In a prospective, comparative, open, randomized, multicenter trial, children were scheduled to return for visits 4 days (main end point) and 1 month after the completion of treatment for clinical and bacteriologic assessment. Total DNA restriction fragment length polymorphism was used to compare pre- and posttreatment GAS isolates.

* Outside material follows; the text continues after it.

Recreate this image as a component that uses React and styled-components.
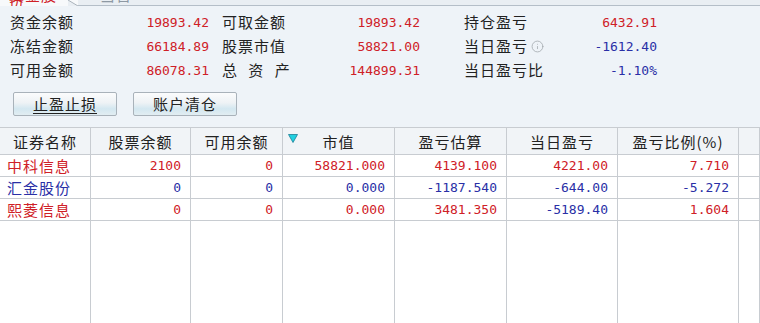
import React from 'react';
import styled, { createGlobalStyle } from 'styled-components';
import { Info } from 'lucide-react';

const RED = '#cf2027';
const BLUE = '#2a2fa6';
const LINE = '#c8ccd1';
const COLS = '91px 100px 92px 112px 112px 111px 121px 1fr';

const summary = [
  [
    { label: '资金余额', value: '19893.42', color: RED },
    { label: '可取金额', value: '19893.42', color: RED },
    { label: '持仓盈亏', value: '6432.91', color: RED },
  ],
  [
    { label: '冻结金额', value: '66184.89', color: RED },
    { label: '股票市值', value: '58821.00', color: RED },
    { label: '当日盈亏', value: '-1612.40', color: BLUE, info: true },
  ],
  [
    { label: '可用金额', value: '86078.31', color: RED },
    { label: '总 资 产', value: '144899.31', color: RED, spread: true },
    { label: '当日盈亏比', value: '-1.10%', color: BLUE },
  ],
];

const headers = ['证券名称', '股票余额', '可用余额', '市值', '盈亏估算', '当日盈亏', '盈亏比例(%)', ''];

const rows = [
  { name: '中科信息', color: RED, cells: ['2100', '0', '58821.000', '4139.100', '4221.00', '7.710'], colors: [RED, RED, RED, RED, RED, RED] },
  { name: '汇金股份', color: BLUE, cells: ['0', '0', '0.000', '-1187.540', '-644.00', '-5.272'], colors: [BLUE, BLUE, BLUE, BLUE, BLUE, BLUE] },
  { name: '熙菱信息', color: RED, cells: ['0', '0', '0.000', '3481.350', '-5189.40', '1.604'], colors: [RED, RED, RED, RED, BLUE, RED] },
];

// label column offsets inside the summary grid
const indents = [0, 13, 44];

const App = () => {
  return (
    <Page>
      <GlobalStyle />

      {/* tab strip, only the bottom edge is visible */}
      <TabStrip>
        <Tab $active $w={68} $pad={9}><TabText>资金股份</TabText></Tab>
        <Slant width="10" height="6" viewBox="0 0 10 6">
          <path d="M0 0 L10 6" stroke="#aab3bc" strokeWidth="1" fill="none" />
        </Slant>
        <Tab $w={60} $pad={22}><TabText>当日</TabText></Tab>
        <TabRest />
      </TabStrip>

      <Summary>
        {summary.map((line, r) => (
          <React.Fragment key={r}>
            {line.map((f, c) => (
              <React.Fragment key={c}>
                <Label $indent={indents[c]} $spread={f.spread}>
                  {f.label}
                  {f.info && <InfoIcon size={15} strokeWidth={1.5} />}
                </Label>
                <Value $color={f.color}>{f.value}</Value>
              </React.Fragment>
            ))}
          </React.Fragment>
        ))}
      </Summary>

      <ButtonRow>
        <Button><u>止盈止损</u></Button>
        <Button>账户清仓</Button>
      </ButtonRow>

      <Table>
        <HeaderRow>
          {headers.map((h, i) => (
            <HeaderCell key={i}>
              {i === 3 && (
                <SortMark width="10" height="9" viewBox="0 0 10 9">
                  <path d="M0.5 0.5 H9.5 L5 8.5 Z" fill="#22d0e0" stroke="#1a7f95" strokeWidth="0.8" />
                </SortMark>
              )}
              {h}
            </HeaderCell>
          ))}
        </HeaderRow>

        {rows.map((row, r) => (
          <DataRow key={r}>
            <NameCell $color={row.color}>{row.name}</NameCell>
            {row.cells.map((v, i) => (
              <NumCell key={i} $color={row.colors[i]}>{v}</NumCell>
            ))}
            <NumCell />
          </DataRow>
        ))}

        <Filler>
          {headers.map((h, i) => <EmptyCell key={i} />)}
        </Filler>
      </Table>
    </Page>
  );
};

export default App;

const GlobalStyle = createGlobalStyle`
  html, body {
    margin: 0;
    padding: 0;
    background: #eef3f8;
    overflow: hidden;
  }
  body {
    font-family: "Noto Sans CJK SC", "Noto Sans", sans-serif;
  }
`;

const Page = styled.div`
  width: 760px;
  height: 323px;
  display: flex;
  flex-direction: column;
  background: #eef3f8;
  color: #222;
`;

const TabStrip = styled.div`
  height: 6px;
  flex-shrink: 0;
  display: flex;
  overflow: hidden;
`;

const Tab = styled.div`
  width: ${p => p.$w}px;
  padding-left: ${p => p.$pad}px;
  box-sizing: border-box;
  overflow: hidden;
  font-size: 15px;
  line-height: 6px;
  letter-spacing: 1px;
  color: ${p => (p.$active ? RED : '#8d98a3')};
  background: ${p => (p.$active ? '#f7f9fb' : '#e9eef3')};
  border-bottom: ${p => (p.$active ? 'none' : '1px solid #b4bec8')};
`;

// pushed up so only the feet of the glyphs show, like a scrolled tab bar
const TabText = styled.span`
  display: block;
  height: 6px;
  margin-top: -8px;
`;

const Slant = styled.svg`
  display: block;
  background: linear-gradient(to top right, #e9eef3 50%, #f7f9fb 50%);
`;

const TabRest = styled.div`
  flex: 1;
  background: #e9eef3;
  border-bottom: 1px solid #b4bec8;
`;

const Summary = styled.div`
  display: grid;
  grid-template-columns: 64px 135px 77px 134px 124px 113px;
  grid-auto-rows: 24px;
  align-items: center;
  padding: 4px 0 0 10px;
`;

const Label = styled.div`
  padding-left: ${p => p.$indent}px;
  font-size: 15px;
  line-height: 24px;
  letter-spacing: 1px;
  white-space: nowrap;
  display: flex;
  align-items: center;
  justify-content: ${p => (p.$spread ? 'space-between' : 'flex-start')};
  width: ${p => (p.$spread ? '62px' : 'auto')};
  word-spacing: ${p => (p.$spread ? '6px' : '0')};
`;

const InfoIcon = styled(Info)`
  color: #a4a9ae;
  margin-left: 3px;
`;

const Value = styled.div`
  font-family: "DejaVu Sans Mono", "Liberation Mono", monospace;
  font-size: 13px;
  text-align: right;
  color: ${p => p.$color};
`;

const ButtonRow = styled.div`
  display: flex;
  gap: 16px;
  padding-left: 13px;
  margin-top: 10px;
`;

const Button = styled.button`
  width: 104px;
  height: 24px;
  padding: 0;
  border: 1px solid #a9b2ba;
  border-radius: 2px;
  background: linear-gradient(#fbfcfd 0%, #eef2f5 45%, #d3e7f0 72%, #e2edf2 100%);
  font-family: "Noto Sans CJK SC", sans-serif;
  font-size: 15px;
  letter-spacing: 1px;
  color: #222;
  line-height: 20px;

  u {
    text-underline-offset: 3px;
  }
`;

const Table = styled.div`
  flex: 1;
  margin-top: 11px;
  display: flex;
  flex-direction: column;
  background: #fff;
  border-top: 1px solid ${LINE};
`;

const HeaderRow = styled.div`
  display: grid;
  grid-template-columns: ${COLS};
  height: 27px;
  box-sizing: border-box;
  background: #f1f4f7;
  border-bottom: 1px solid ${LINE};
`;

const HeaderCell = styled.div`
  position: relative;
  display: flex;
  align-items: center;
  justify-content: center;
  border-right: 1px solid ${LINE};
  font-size: 15px;
  letter-spacing: 1px;
  white-space: nowrap;
`;

const SortMark = styled.svg`
  position: absolute;
  left: 5px;
  top: 6px;
`;

const DataRow = styled.div`
  display: grid;
  grid-template-columns: ${COLS};
  height: 22px;
  box-sizing: border-box;
  border-bottom: 1px solid ${LINE};
`;

const NumCell = styled.div`
  border-right: 1px solid ${LINE};
  padding-right: 9px;
  text-align: right;
  font-family: "DejaVu Sans Mono", "Liberation Mono", monospace;
  font-size: 13px;
  line-height: 21px;
  color: ${p => p.$color || '#222'};
`;

const NameCell = styled.div`
  border-right: 1px solid ${LINE};
  padding-left: 7px;
  font-size: 15px;
  letter-spacing: 1px;
  line-height: 21px;
  color: ${p => p.$color};
`;

const Filler = styled.div`
  flex: 1;
  display: grid;
  grid-template-columns: ${COLS};
`;

const EmptyCell = styled.div`
  border-right: 1px solid ${LINE};
`;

Between September, 1993, and February, 1995, 321 children (161 amoxicillin, 160 penicillin V) were enrolled, among whom 318 (160 amoxicillin, 158 penicillin V) were evaluable for safety, and 277 were evaluable for efficacy. Four days after the completion of treatment, pretreatment GAS were eradicated from 118 of the 141 children receiving amoxicillin (83.7%) and 116 of the 136 (85.3%) taking penicillin. One month after the outset of treatment, bacteriologic relapses were observed in 9.9% (n = 11) of the children receiving amoxicillin and 5.7% (n = 6) of those treated with penicillin V, bacteriologic recurrences in 5 and 3 patients, respectively. Adverse events related to the study medications were reported in 4 patients in the amoxicillin group and 8 in the penicillin V group. Drug-related adverse events leading to treatment discontinuation occurred in 3 patients, all in the penicillin V group. Compliance, based on diary cards and the weight of study drugs returned, was significantly better in the amoxicillin group.


The efficacy and safety of amoxicillin (50 mg/kg/day twice daily) for 6 days were not statistically different from those of penicillin (45 mg/kg/d three times a day) for 10 days in the treatment of GAS tonsillopharyngitis.